Chef’s Table at Brooklyn Fare actually does have a dress code, and they’re so serious about it that if you show up without a jacket, they’ll give you a loaner to wear during your three-hour meal. Whether you’re wearing your own jacket or theirs, you’ll eat 15 phenomenal, seafood-focused courses, like a bowl of king crab topped with a ton of Kaluga caviar. It’s some of the best food in New York, and it’s also some of the most expensive (the tasting menu costs about $360), so you’re likely to spot some decked-out tourists and New Yorkers with something to celebrate at the 20-seat chef’s counter as well.
If your birthday just so happens to fall on a weekday this year, and you don’t want to repeat, “Thanks, but it’s actually on Tuesday,” to 40 different people on Saturday night, celebrate at Tao on the day itself. This Asian fusion club-restaurant in Chelsea, which actually serves enjoyable (though very expensive food), feels like a party every night. Whether you come on a Wednesday, Friday, or any other day, the massive space will be filled with bachelorettes, tourists, and group business dinners. Assuming you made the wise move of calling out of work tomorrow, then head to the nightclub in the back after dinner.

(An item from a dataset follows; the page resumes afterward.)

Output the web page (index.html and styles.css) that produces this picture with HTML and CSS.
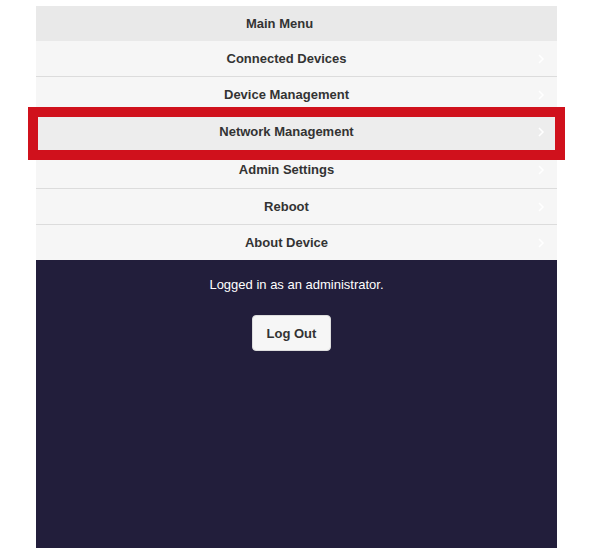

Blanca is in what looks like a converted garage behind Roberta’s in Bushwick, and while that may sound like the perfect setting for an autobody shop, it’s actually a 12-seat tasting menu restaurant where you could celebrate an anniversary or divorce. Even though this place is pricey and celebratory, there's nothing stuffy about it. Casual servers work the room while DJ’ing the record player in the corner. And every seat overlooks the open kitchen, where chefs prepare 19 courses of things like creamy noodles with uni and an inflated ball of bread made with Roberta’s pizza dough.